Updates on world markets and companies news
March 21, 2024

Stocks surged to fresh highs as the Federal Reserve sounded a dovish note and indicated it’s still looking to cut three times this year. Europe’s Stoxx 600 hit a new record high this morning as shares in London, Frankfurt and Paris all rose sharply in the wake of the FOMC’s decision, which saw rates left unchanged for now but the market under the impression that the Fed is not about to delay on easing. 

The FTSE 100 rallied through the 7,800 level to hit its best since early May 2023 in early trading this morning after the Dow Jones, S&P 500 and Nasdaq Composite all jumped to record closing highs. Tokyo followed suit as the Nikkei also broke a new all-time high. 

The positive mood helped risk and sent yields down, gold up, and the dollar down. Treasury yields slipped back to lift gold to a new high. Bitcoin got in on the action to rally sharply off a two-week low. Meanwhile the yen made a break higher on ‘sources’ suggesting that the BoJ could hike again in the summer...classic soft intervention to stop the run on the yen. 

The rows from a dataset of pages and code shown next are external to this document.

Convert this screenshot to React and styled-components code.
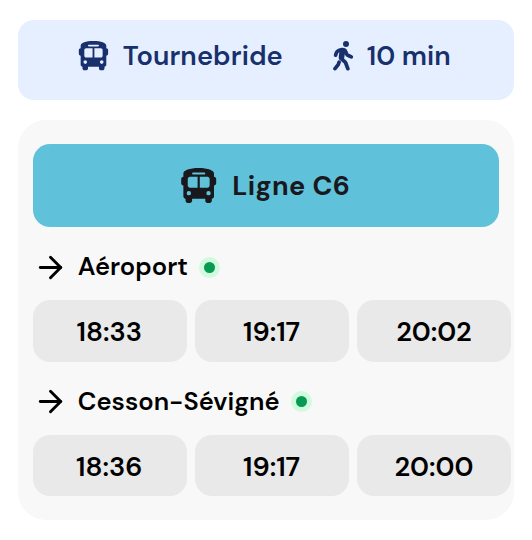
import React from "react";
import styled, { createGlobalStyle } from "styled-components";
import { ArrowRight } from "lucide-react";
import { FaBus } from "react-icons/fa6";

const GlobalStyle = createGlobalStyle`
  *, *::before, *::after { box-sizing: border-box; }
  body {
    margin: 0;
    background: #fff;
    color: #000;
    font-family: "DM Sans", Inter, "Liberation Sans", sans-serif;
    font-weight: 600;
    font-variation-settings: "opsz" 14;
  }
`;

const Page = styled.main`
  display: flex;
  flex-direction: column;
  gap: 20.5px;
  width: 532px;
  height: 540px;
  padding: 19.5px 17.7px 20px 17.5px;
`;

const StopBanner = styled.header`
  display: flex;
  height: 80px;
  padding: 0 0 6.8px 61.5px;
  align-items: center;
  border-radius: 16px;
  background: #e5efff;
  color: #18306c;
`;

const BusIcon = styled(FaBus)`
  flex: none;
  width: ${(p) => p.$size * 1.125}px;
  height: ${(p) => p.$size}px;
  margin: 0 ${(p) => -p.$size / 16}px;
`;

const WalkSvg = styled.svg`
  flex: none;
  width: 21px;
  height: 30px;
`;

const WalkIcon = () => (
  <WalkSvg
    viewBox="0 0 21 30"
    fill="none"
    stroke="currentColor"
    strokeWidth="3.7"
    strokeLinecap="round"
    strokeLinejoin="round"
    aria-hidden="true"
  >
    <circle cx="13" cy="3" r="3" fill="currentColor" stroke="none" />
    <path d="M2.6 14.2 3.1 12.5Q4 9.7 7 9L9 8.7Q11.8 8.5 12.7 10.8L13.5 12.7Q14.1 14 15.3 14.5L18.3 15.9" />
    <path fill="currentColor" strokeWidth="3" d="M8 9.5 10.8 9.8 9.6 17.4 7.2 16.7Z" />
    <path d="M7.8 17.4 11.5 20.5Q12.6 21.3 12.9 22.5L14.8 27.7" />
    <path d="M6.1 21.2 5.2 23.6 2 27.6" />
  </WalkSvg>
);

const Label = styled.span`
  flex: none;
  width: ${(p) => p.$width}px;
  margin-left: ${(p) => p.$gap || 0}px;
  font-size: ${(p) => p.$size || 27.2}px;
  font-weight: ${(p) => p.$weight || 600};
  letter-spacing: ${(p) => p.$spacing || 0}px;
  line-height: 36px;
  white-space: nowrap;
`;

const WalkTime = styled.div`
  display: flex;
  align-items: center;
  margin-left: 51px;
`;

const LineCard = styled.section`
  height: 400px;
  padding: 24px 15.3px;
  border-radius: 28px;
  background: #f8f8f8;
`;

const LineHeader = styled.div`
  display: flex;
  align-items: center;
  height: 83px;
  padding-left: 148.5px;
  border-radius: 17px;
  background: #60c2da;
  color: #19191d;
`;

const Direction = styled.div`
  margin-top: 22px;
`;

const Destination = styled.div`
  display: flex;
  align-items: center;
  height: 36px;
  margin-bottom: 15.2px;
`;

const DirectionArrow = styled(ArrowRight)`
  flex: none;
  width: 35px;
  height: 35px;
`;

const LiveDot = styled.i`
  flex: none;
  width: 21px;
  height: 21px;
  margin-left: 10.5px;
  border: 5px solid #d2fade;
  border-radius: 50%;
  background: #069a52;
`;

const Times = styled.div`
  display: grid;
  grid-template-columns: repeat(3, 154px);
  gap: 8.3px;
`;

const Time = styled.time`
  display: flex;
  align-items: center;
  justify-content: center;
  height: 61.5px;
  padding: 1px 1px 0 0;
  border-radius: 17px;
  background: #e9e9e9;
  font-size: 27.2px;
`;

const directions = [
  { name: "Aéroport", width: 110, times: ["18:33", "19:17", "20:02"] },
  { name: "Cesson-Sévigné", width: 202, times: ["18:36", "19:17", "20:00"] },
];

export default function App() {
  return (
    <>
      <GlobalStyle />
      <Page>
        <StopBanner>
          <BusIcon $size={29.3} />
          <Label $gap={14.5} $width={159} $spacing={0.1}>Tournebride</Label>
          <WalkTime>
            <WalkIcon />
            <Label $gap={13} $width={84}>10 min</Label>
          </WalkTime>
        </StopBanner>
        <LineCard>
          <LineHeader>
            <BusIcon $size={35} />
            <Label $gap={16} $width={118} $size={27} $weight={700} $spacing={0.4}>Ligne C6</Label>
          </LineHeader>
          {directions.map((d) => (
            <Direction key={d.name}>
              <Destination>
                <DirectionArrow />
                <Label $gap={10} $width={d.width + 0.5} $size={25.5}>{d.name}</Label>
                <LiveDot />
              </Destination>
              <Times>
                {d.times.map((t) => (
                  <Time key={t}>{t}</Time>
                ))}
              </Times>
            </Direction>
          ))}
        </LineCard>
      </Page>
    </>
  );
}
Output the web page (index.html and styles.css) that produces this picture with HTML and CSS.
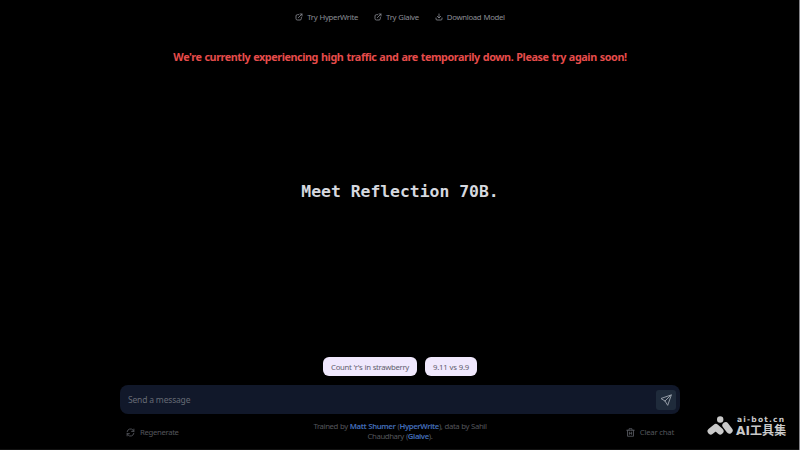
FILE: index.html
```html
<!DOCTYPE html>
<html lang="en">
<head>
<meta charset="utf-8">
<title>Reflection 70B</title>
<link rel="stylesheet" href="styles.css">
</head>
<body>
<div class="page">
  <nav class="links">
    <a class="link"><svg class="icon" viewBox="0 0 24 24"><path d="M11 5H7a4 4 0 0 0-4 4v8a4 4 0 0 0 4 4h8a4 4 0 0 0 4-4v-4M15 3h6v6M21 3l-11 11"/></svg><span>Try HyperWrite</span></a>
    <a class="link"><svg class="icon" viewBox="0 0 24 24"><path d="M11 5H7a4 4 0 0 0-4 4v8a4 4 0 0 0 4 4h8a4 4 0 0 0 4-4v-4M15 3h6v6M21 3l-11 11"/></svg><span>Try Glaive</span></a>
    <a class="link"><svg class="icon" viewBox="0 0 24 24"><path d="M12 3v11M7 10l5 5 5-5M3 15v3a3 3 0 0 0 3 3h12a3 3 0 0 0 3-3v-3"/></svg><span>Download Model</span></a>
  </nav>
  <p class="alert">We're currently experiencing high traffic and are temporarily down. Please try again soon!</p>
  <main class="hero"><h1 class="title">Meet Reflection 70B.</h1></main>
  <div class="prompts">
    <button class="prompt count">Count 'r's in strawberry</button>
    <button class="prompt versus">9.11 vs 9.9</button>
  </div>
  <div class="composer">
    <span class="placeholder">Send a message</span>
    <button class="send"><svg class="plane" viewBox="0 0 24 24"><path d="M22 2L2 9l8 5 5 8zM22 2L10 14"/></svg></button>
  </div>
  <footer class="footer">
    <div class="action"><svg class="refresh" viewBox="0 0 24 24"><path d="M3 10a9 9 0 0 1 16-4l2 3M21 3v6h-6M21 14a9 9 0 0 1-16 4l-2-3M3 21v-6h6"/></svg><span>Regenerate</span></div>
    <p class="credit">Trained by <b>Matt Shumer</b> (<b>HyperWrite</b>), data by Sahil<br>Chaudhary (<b>Glaive</b>).</p>
    <div class="action clear"><svg class="trash" viewBox="0 0 24 24"><path d="M2 6h20M8 6V2h8v4M4 6v16h16V6M9 11v6M15 11v6M9 14h6"/></svg><span>Clear chat</span></div>
  </footer>
</div>
<div class="watermark">
  <svg class="mark" viewBox="0 0 26 19"><circle cx="13.2" cy="3.5" r="3.2"/><path d="M3.8 15.2l5-4 4.5 4M18.6 9.4l3.8 5"/></svg>
  <div class="brand"><span class="domain">ai-bot.cn</span><span class="name">AI工具集</span></div>
</div>
</body>
</html>
```
FILE: styles.css
```css
* { box-sizing: border-box; }
body { margin: 0; background: #000; font-family: "Noto Sans", "Noto Sans CJK SC", sans-serif; }
.page { width: 800px; height: 450px; display: flex; flex-direction: column; align-items: center; overflow: hidden; box-shadow: inset -1px 0 #85858a, inset 0 -1px #121212; }
svg { fill: none; stroke: currentColor; stroke-width: 2; stroke-linecap: round; stroke-linejoin: round; flex: none; }
button { border: 0; padding: 0; font: inherit; }
.links { height: 34px; display: flex; align-items: center; gap: 16px; color: #8b8d95; font-size: 7.75px; letter-spacing: -.3px; word-spacing: .4px; white-space: nowrap; }
.link { display: flex; align-items: center; gap: 4px; }
.icon { width: 8px; height: 8px; stroke-width: 2.4; }
.alert { margin: 0; height: 46px; line-height: 46px; font-size: 10.8px; font-weight: 700; letter-spacing: -.42px; word-spacing: .6px; color: #e64c4b; white-space: nowrap; }
.hero { height: 277px; padding-top: 98px; }
.title { margin: 0; font: bold 16.4px/28px "DejaVu Sans Mono", monospace; color: #d5d8df; white-space: nowrap; }
.prompts { display: flex; gap: 8px; height: 28px; }
.prompt { height: 19px; border-radius: 6px; background: #f0e8fd; color: #625e6d; font-size: 7.75px; letter-spacing: -.33px; word-spacing: .4px; white-space: nowrap; }
.count { width: 94px; }
.versus { width: 52px; letter-spacing: -.25px; }
.composer { width: 560px; height: 29px; padding: 0 4px 0 8px; border-radius: 8px; background: #11182a; display: flex; align-items: center; justify-content: space-between; color: #666b75; font-size: 8.5px; letter-spacing: -.18px; }
.placeholder { position: relative; top: -.5px; }
.send { width: 20px; height: 20px; border-radius: 3px; background: #1f2b3b; color: #939ba5; display: grid; place-items: center; }
.plane { width: 12px; height: 12px; }
.footer { width: 560px; padding: 7px 6px 0; display: grid; grid-template-columns: 1fr 180px 1fr; color: #54565c; font-size: 7.75px; letter-spacing: -.34px; white-space: nowrap; }
.action { display: flex; height: 22px; align-items: center; gap: 5px; }
.clear { justify-content: flex-end; letter-spacing: -.22px; }
.refresh, .trash { width: 9px; height: 9px; stroke-width: 2.4; }
.credit { margin: 0; line-height: 10px; text-align: center; letter-spacing: -.39px; word-spacing: .4px; }
.credit b { color: #426db8; font-weight: 600; }
.watermark { position: absolute; left: 707px; top: 415px; display: flex; align-items: center; gap: 3px; color: #c9c9c9; }
.mark { width: 26px; height: 19px; }
.mark circle { fill: currentColor; stroke: none; }
.mark path { stroke-width: 6.5; }
.brand { display: flex; flex-direction: column; white-space: nowrap; font-weight: 700; }
.domain { height: 10px; font: bold 7.5px/9px "DejaVu Sans", sans-serif; letter-spacing: 1.2px; padding-left: 1px; }
.name { height: 11px; font: bold 12px/12px "DejaVu Sans", "Noto Sans CJK SC", sans-serif; letter-spacing: .1px; }
```
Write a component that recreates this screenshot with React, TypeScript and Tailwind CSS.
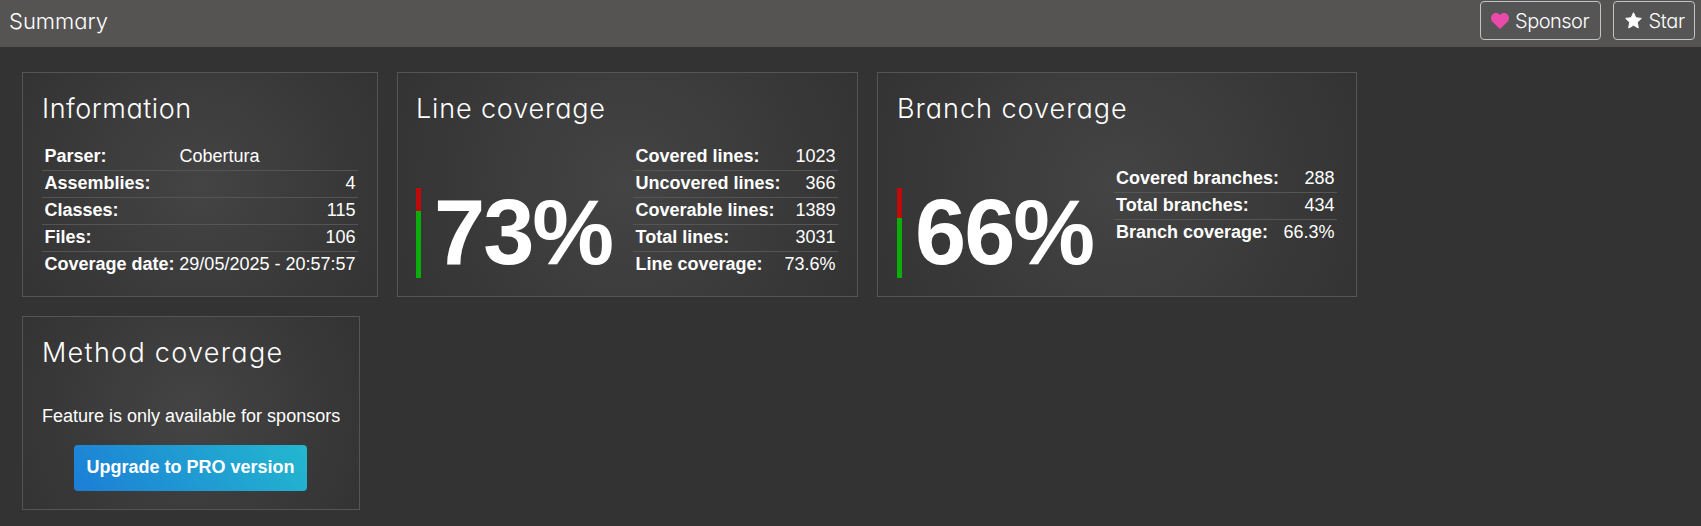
import React from 'react';

const display = "font-['Inter',sans-serif] font-light [font-feature-settings:'cv11'_1]";

type Row = [string, string];

function Heart() {
  return (
    <svg viewBox="0 0 18 16" className="mr-[6px] h-4 w-[18px] shrink-0 fill-[#ea4aaa]">
      <path d="M9 16 1.6 8.9C-.5 6.8-.5 3.4 1.6 1.4 3.6-.5 7-.4 9 1.9 11-.4 14.4-.5 16.4 1.4c2.1 2 2.1 5.4 0 7.5Z" />
    </svg>
  );
}

function Star() {
  return (
    <svg viewBox="0 0 17 17" className="mr-[7px] mb-px size-[17px] shrink-0 fill-white stroke-white">
      <path strokeWidth="1" strokeLinejoin="round" d="m8.5.7 2.3 5 5.5.7-4 3.8 1 5.8-4.8-2.8L3.700 16l1-5.800-4-3.800 5.500-.7Z" />
    </svg>
  );
}

function Card({ title, tracking, className, children }: { title: string; tracking: string; className: string; children: React.ReactNode }) {
  return (
    <section className={`border border-[#555] bg-[radial-gradient(circle,#444,#333)] pt-[19px] pr-[19px] ${className}`}>
      <h2 className={`${display} ${tracking} whitespace-nowrap text-[27px] leading-[34px]`}>{title}</h2>
      {children}
    </section>
  );
}

function Stats({ rows, className }: { rows: Row[]; className: string }) {
  return (
    <dl className={className}>
      {rows.map(([label, value]) => (
        <div key={label} className="flex h-[27px] justify-between border-b border-[#555] px-[2.5px] leading-[24px] whitespace-nowrap last:border-b-0">
          <dt className="font-bold">{label}</dt>
          <dd className={value === 'Cobertura' ? 'w-[176px]' : ''}>{value}</dd>
        </div>
      ))}
    </dl>
  );
}

function Percentage({ value, red }: { value: string; red: string }) {
  return (
    <div className="flex h-[90px]">
      <div className="flex w-[5px] flex-col bg-[#0aad0a]">
        <div className={`bg-[#c00a0a] ${red}`} />
      </div>
      <div className="ml-[13px] w-[180px] text-[92px] leading-[88px] font-bold tracking-[-2px]">{value}</div>
    </div>
  );
}

export default function App() {
  return (
    <div className="h-[526px] overflow-hidden bg-[#333] font-['Liberation_Sans',Arial,sans-serif] text-[18px] text-white">
      <header className={`flex h-[47px] items-start justify-between bg-[#555453] pr-[6px] pl-[9px] ${display}`}>
        <h1 className="text-[22px] leading-[43px]">Summary</h1>
        <div className="flex gap-3 pt-px text-[20px] leading-[37px]">
          <a className="flex h-[39px] w-[121px] items-center rounded-[4px] border border-[#c3c3c3] bg-[#555] pl-[10px] tracking-[-0.5px]">
            <Heart />
            <span className="pt-px">Sponsor</span>
          </a>
          <a className="flex h-[39px] w-[82px] items-center rounded-[4px] border border-[#c3c3c3] bg-[#555] pl-[10.5px] tracking-[-0.3px]">
            <Star />
            <span className="pt-px">Star</span>
          </a>
        </div>
      </header>
      <main className="flex flex-wrap gap-[19px] pt-[25px] pl-[22px]">
        <Card title="Information" tracking="tracking-[0.55px]" className="h-[225px] w-[356px] pl-[19px]">
          <Stats
            className="mt-[18px] w-[316px]"
            rows={[['Parser:', 'Cobertura'], ['Assemblies:', '4'], ['Classes:', '115'], ['Files:', '106'], ['Coverage date:', '29/05/2025 - 20:57:57']]}
          />
        </Card>
        <Card title="Line coverage" tracking="tracking-[0.85px]" className="h-[225px] w-[461px] pl-[18px]">
          <div className="mt-[18px] flex">
            <div className="pt-[44px]"><Percentage value="73%" red="h-[23px]" /></div>
            <Stats
              className="ml-[19px] w-[207px]"
              rows={[['Covered lines:', '1023'], ['Uncovered lines:', '366'], ['Coverable lines:', '1389'], ['Total lines:', '3031'], ['Line coverage:', '73.6%']]}
            />
          </div>
        </Card>
        <Card title="Branch coverage" tracking="tracking-[1px]" className="h-[225px] w-[480px] pl-[19px]">
          <div className="mt-[18px] flex">
            <div className="pt-[44px]"><Percentage value="66%" red="h-[30px]" /></div>
            <Stats
              className="mt-[22px] ml-[18.5px] w-[224.5px]"
              rows={[['Covered branches:', '288'], ['Total branches:', '434'], ['Branch coverage:', '66.3%']]}
            />
          </div>
        </Card>
        <div className="basis-full">
          <Card title="Method coverage" tracking="tracking-[1.3px]" className="h-[194px] w-[338px] pl-[19px]">
            <p className="mt-[34px] leading-[24px] whitespace-nowrap">Feature is only available for sponsors</p>
            <a className="mt-[17px] ml-[32px] block h-[46px] w-[233px] rounded-[4px] bg-[linear-gradient(50deg,#1c7ed6,#23b8cf)] text-center leading-[44px] font-bold">
              Upgrade to PRO version
            </a>
          </Card>
        </div>
      </main>
    </div>
  );
}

So what do we make of it all? Three cuts in 2024 with core PCE seen at 2.6 per cent is like sending up the white flag – they’re now tacitly accepting that they won’t or can’t get back to 2 per cent, as anticipated in these pages. The core PCE projection was revised up since December but still sticking to three cuts. Jobs are more important than prices = it’s an election year. Indeed, chair Jerome Powell said that “strong job growth is not a reason for us to be concerned about inflation”. Powell's basic stance on the recent high inflation: "We don't really know if this is a bump on the road or something more. We'll to have to find out."

The projections are all way too neat for my liking – 2.0 per cent for both headline and core PCE inflation in 2026…this was tacit, not yet explicit, acceptance of a willingness to tolerate higher inflation to juice the jobs market. Higher for long is for inflation, and immigration (see jobs market data below).

Now over to the Bank of England, which will leave rates unchanged – the question is to what extent that 6.1 per cent services inflation reading is a worry – or do they likewise throw in the towel and admit that there is no point in trying to get inflation down sustainably to 2 per cent

Sterling trades a tad lower ahead of the Bank of England decision – no cut likely - after rising sharply yesterday on the softer USD yesterday.

Cue the cuts: The Swiss National Bank cut rates by 25bps this morning, sending the Swiss franc lower against peers, the euro jumping to its best since July 2023 against the franc. Inflation fell to 1.3 per cent in Jan and 1.2 per cent in Feb, plus the SNB was uncomfortable with CHF strength. If you are about to hit the slopes, this could be a bonus! 

But it’s interesting now because we are entering a multi-speed exit from the tightening phase of the cycle and central banks are starting to need to think for themselves again and take things in the direction that best suits their economy. The SNB is in a rush to cut; the Fed seems to be prepared to sequence it neatly despite inflation running at 4 per cent; the BoE will see inflation down to 2 per cent this quarter but is not seen cutting until later this year. It’s getting interesting again and FX vol may be returning.